_PROVIDED MATERIAL_.
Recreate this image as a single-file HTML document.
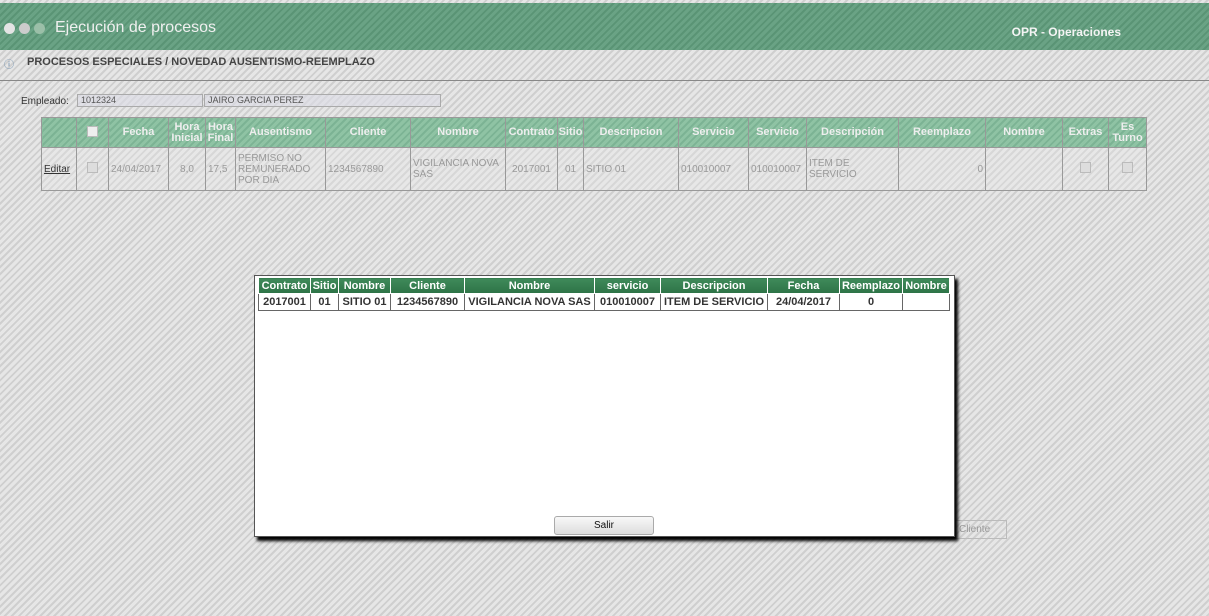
<!DOCTYPE html>
<html><head><meta charset="utf-8"><style>
*{margin:0;padding:0;box-sizing:border-box}
body{width:1209px;height:616px;overflow:hidden;position:relative;font-family:"Liberation Sans",sans-serif;
background:repeating-linear-gradient(135deg,#e6e6e6 0 3px,#cfcfcf 3px 5px);}
.hdr{position:absolute;left:0;top:3px;width:1209px;height:47px;background:repeating-linear-gradient(135deg,#6aa385 0 3px,#5a9475 3px 5px);}
.hdr .t{position:absolute;left:55px;top:16px;color:#f0f0f0;font-size:16px}
.hdr .r{position:absolute;right:88px;top:22px;color:#f4f4f4;font-size:12px;font-weight:bold}
.dot{position:absolute;top:20px;width:11px;height:11px;border-radius:50%;background:#e4e4e4}
.bc{position:absolute;left:27px;top:56px;font-size:11px;font-weight:bold;color:#444}
.line{position:absolute;left:0;top:80px;width:1209px;height:1px;background:#888}
.emp{position:absolute;left:21px;top:96px;font-size:10px;color:#333}
.inp{position:absolute;top:94px;height:13px;border:1px solid #aaa;background:rgba(220,220,230,.6);font-size:9px;color:#555;padding-left:3px;line-height:11px}
table{border-collapse:collapse;position:absolute}
.m td,.m th{border:1px solid #999;font-size:10px;color:#999;font-weight:normal}
.m th{background:repeating-linear-gradient(135deg,#8fc3a4 0 3px,#7cb394 3px 5px);color:#eee;font-weight:bold;font-size:11px;height:30px;line-height:11px}
.m td{height:43px;padding:0 2px;background:rgba(235,235,235,.3)}
.cb{display:inline-block;width:11px;height:11px;border:1px solid #bbb;background:#ddd}
.modal{position:absolute;left:254px;top:275px;width:701px;height:262px;background:#fff;border:1px solid #555;box-shadow:3px 4px 3px #000}
.p th{background:linear-gradient(#3f8a5a,#2d7346);color:#fff;font-size:11px;font-weight:bold;height:16px;border:1px solid #fff;padding:0}
.p td{border:1px solid #666;font-size:11px;font-weight:bold;color:#333;height:17px;text-align:center;padding:0}
.btn{position:absolute;left:299px;top:240px;width:100px;height:19px;border:1px solid #aaa;border-radius:3px;background:linear-gradient(#f8f8f8,#ddd);font-size:10px;text-align:center;line-height:18px;color:#111}
</style></head><body>
<div class="hdr"><div class="dot" style="left:4px"></div><div class="dot" style="left:19px;background:#ccc"></div><div class="dot" style="left:34px;background:#9bbfa8"></div>
<div class="t">Ejecución de procesos</div><div class="r">OPR - Operaciones</div></div>
<div style="position:absolute;left:4px;top:56px;font-size:10px;color:#68a">ⓘ</div>
<div class="bc">PROCESOS ESPECIALES / NOVEDAD AUSENTISMO-REEMPLAZO</div>
<div class="line"></div>
<div class="emp">Empleado:</div>
<div class="inp" style="left:77px;width:126px">1012324</div>
<div class="inp" style="left:204px;width:237px">JAIRO GARCIA PEREZ</div>
<table class="m" style="left:41px;top:117px;width:1106px">
<tr><th style="width:35px"></th><th style="width:32px"><span class="cb" style="background:#eee"></span></th><th style="width:60px">Fecha</th><th style="width:37px">Hora Inicial</th><th style="width:30px">Hora Final</th><th style="width:90px">Ausentismo</th><th style="width:85px">Cliente</th><th style="width:95px">Nombre</th><th style="width:52px">Contrato</th><th style="width:26px">Sitio</th><th style="width:95px">Descripcion</th><th style="width:70px">Servicio</th><th style="width:58px">Servicio</th><th style="width:92px">Descripción</th><th style="width:87px">Reemplazo</th><th style="width:77px">Nombre</th><th style="width:46px">Extras</th><th>Es Turno</th></tr>
<tr><td style="color:#333;text-decoration:underline">Editar</td><td style="text-align:center"><span class="cb"></span></td><td>24/04/2017</td><td style="text-align:center">8,0</td><td>17,5</td><td>PERMISO NO REMUNERADO POR DIA</td><td>1234567890</td><td>VIGILANCIA NOVA SAS</td><td style="text-align:center">2017001</td><td style="text-align:center">01</td><td>SITIO 01</td><td>010010007</td><td>010010007</td><td>ITEM DE SERVICIO</td><td style="text-align:right">0</td><td></td><td style="text-align:center"><span class="cb"></span></td><td style="text-align:center"><span class="cb"></span></td></tr>
</table>
<div style="position:absolute;left:955px;top:520px;width:52px;height:19px;border:1px solid #bbb;font-size:10px;color:#999;line-height:18px;padding-left:3px">Cliente</div>
<div class="modal">
<table class="p" style="left:3px;top:1px;width:692px">
<tr><th style="width:52px">Contrato</th><th style="width:28px">Sitio</th><th style="width:52px">Nombre</th><th style="width:74px">Cliente</th><th style="width:130px">Nombre</th><th style="width:66px">servicio</th><th style="width:107px">Descripcion</th><th style="width:72px">Fecha</th><th style="width:63px">Reemplazo</th><th>Nombre</th></tr>
<tr><td>2017001</td><td>01</td><td>SITIO 01</td><td>1234567890</td><td>VIGILANCIA NOVA SAS</td><td>010010007</td><td>ITEM DE SERVICIO</td><td>24/04/2017</td><td>0</td><td></td></tr>
</table>
<div class="btn">Salir</div>
</div>
</body></html>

_PROBLEM REQUIREMENTS_. Return the full material word for word. Do not include the pictures.

_CORRECT RESPONSE_.
Recreate this image as a single-file HTML document.
<!DOCTYPE html>
<html><head><meta charset="utf-8"><style>
*{margin:0;padding:0;box-sizing:border-box}
body{width:1209px;height:616px;overflow:hidden;position:relative;font-family:"Liberation Sans",sans-serif;
background:repeating-linear-gradient(135deg,#e6e6e6 0 3px,#cfcfcf 3px 5px);}
.hdr{position:absolute;left:0;top:3px;width:1209px;height:47px;background:repeating-linear-gradient(135deg,#6aa385 0 3px,#5a9475 3px 5px);}
.hdr .t{position:absolute;left:55px;top:16px;color:#f0f0f0;font-size:16px}
.hdr .r{position:absolute;right:88px;top:22px;color:#f4f4f4;font-size:12px;font-weight:bold}
.dot{position:absolute;top:20px;width:11px;height:11px;border-radius:50%;background:#e4e4e4}
.bc{position:absolute;left:27px;top:56px;font-size:11px;font-weight:bold;color:#444}
.line{position:absolute;left:0;top:80px;width:1209px;height:1px;background:#888}
.emp{position:absolute;left:21px;top:96px;font-size:10px;color:#333}
.inp{position:absolute;top:94px;height:13px;border:1px solid #aaa;background:rgba(220,220,230,.6);font-size:9px;color:#555;padding-left:3px;line-height:11px}
table{border-collapse:collapse;position:absolute}
.m td,.m th{border:1px solid #999;font-size:10px;color:#999;font-weight:normal}
.m th{background:repeating-linear-gradient(135deg,#8fc3a4 0 3px,#7cb394 3px 5px);color:#eee;font-weight:bold;font-size:11px;height:30px;line-height:11px}
.m td{height:43px;padding:0 2px;background:rgba(235,235,235,.3)}
.cb{display:inline-block;width:11px;height:11px;border:1px solid #bbb;background:#ddd}
.modal{position:absolute;left:254px;top:275px;width:701px;height:262px;background:#fff;border:1px solid #555;box-shadow:3px 4px 3px #000}
.p th{background:linear-gradient(#3f8a5a,#2d7346);color:#fff;font-size:11px;font-weight:bold;height:16px;border:1px solid #fff;padding:0}
.p td{border:1px solid #666;font-size:11px;font-weight:bold;color:#333;height:17px;text-align:center;padding:0}
.btn{position:absolute;left:299px;top:240px;width:100px;height:19px;border:1px solid #aaa;border-radius:3px;background:linear-gradient(#f8f8f8,#ddd);font-size:10px;text-align:center;line-height:18px;color:#111}
</style></head><body>
<div class="hdr"><div class="dot" style="left:4px"></div><div class="dot" style="left:19px;background:#ccc"></div><div class="dot" style="left:34px;background:#9bbfa8"></div>
<div class="t">Ejecución de procesos</div><div class="r">OPR - Operaciones</div></div>
<div style="position:absolute;left:4px;top:56px;font-size:10px;color:#68a">ⓘ</div>
<div class="bc">PROCESOS ESPECIALES / NOVEDAD AUSENTISMO-REEMPLAZO</div>
<div class="line"></div>
<div class="emp">Empleado:</div>
<div class="inp" style="left:77px;width:126px">1012324</div>
<div class="inp" style="left:204px;width:237px">JAIRO GARCIA PEREZ</div>
<table class="m" style="left:41px;top:117px;width:1106px">
<tr><th style="width:35px"></th><th style="width:32px"><span class="cb" style="background:#eee"></span></th><th style="width:60px">Fecha</th><th style="width:37px">Hora Inicial</th><th style="width:30px">Hora Final</th><th style="width:90px">Ausentismo</th><th style="width:85px">Cliente</th><th style="width:95px">Nombre</th><th style="width:52px">Contrato</th><th style="width:26px">Sitio</th><th style="width:95px">Descripcion</th><th style="width:70px">Servicio</th><th style="width:58px">Servicio</th><th style="width:92px">Descripción</th><th style="width:87px">Reemplazo</th><th style="width:77px">Nombre</th><th style="width:46px">Extras</th><th>Es Turno</th></tr>
<tr><td style="color:#333;text-decoration:underline">Editar</td><td style="text-align:center"><span class="cb"></span></td><td>24/04/2017</td><td style="text-align:center">8,0</td><td>17,5</td><td>PERMISO NO REMUNERADO POR DIA</td><td>1234567890</td><td>VIGILANCIA NOVA SAS</td><td style="text-align:center">2017001</td><td style="text-align:center">01</td><td>SITIO 01</td><td>010010007</td><td>010010007</td><td>ITEM DE SERVICIO</td><td style="text-align:right">0</td><td></td><td style="text-align:center"><span class="cb"></span></td><td style="text-align:center"><span class="cb"></span></td></tr>
</table>
<div style="position:absolute;left:955px;top:520px;width:52px;height:19px;border:1px solid #bbb;font-size:10px;color:#999;line-height:18px;padding-left:3px">Cliente</div>
<div class="modal">
<table class="p" style="left:3px;top:1px;width:692px">
<tr><th style="width:52px">Contrato</th><th style="width:28px">Sitio</th><th style="width:52px">Nombre</th><th style="width:74px">Cliente</th><th style="width:130px">Nombre</th><th style="width:66px">servicio</th><th style="width:107px">Descripcion</th><th style="width:72px">Fecha</th><th style="width:63px">Reemplazo</th><th>Nombre</th></tr>
<tr><td>2017001</td><td>01</td><td>SITIO 01</td><td>1234567890</td><td>VIGILANCIA NOVA SAS</td><td>010010007</td><td>ITEM DE SERVICIO</td><td>24/04/2017</td><td>0</td><td></td></tr>
</table>
<div class="btn">Salir</div>
</div>
</body></html>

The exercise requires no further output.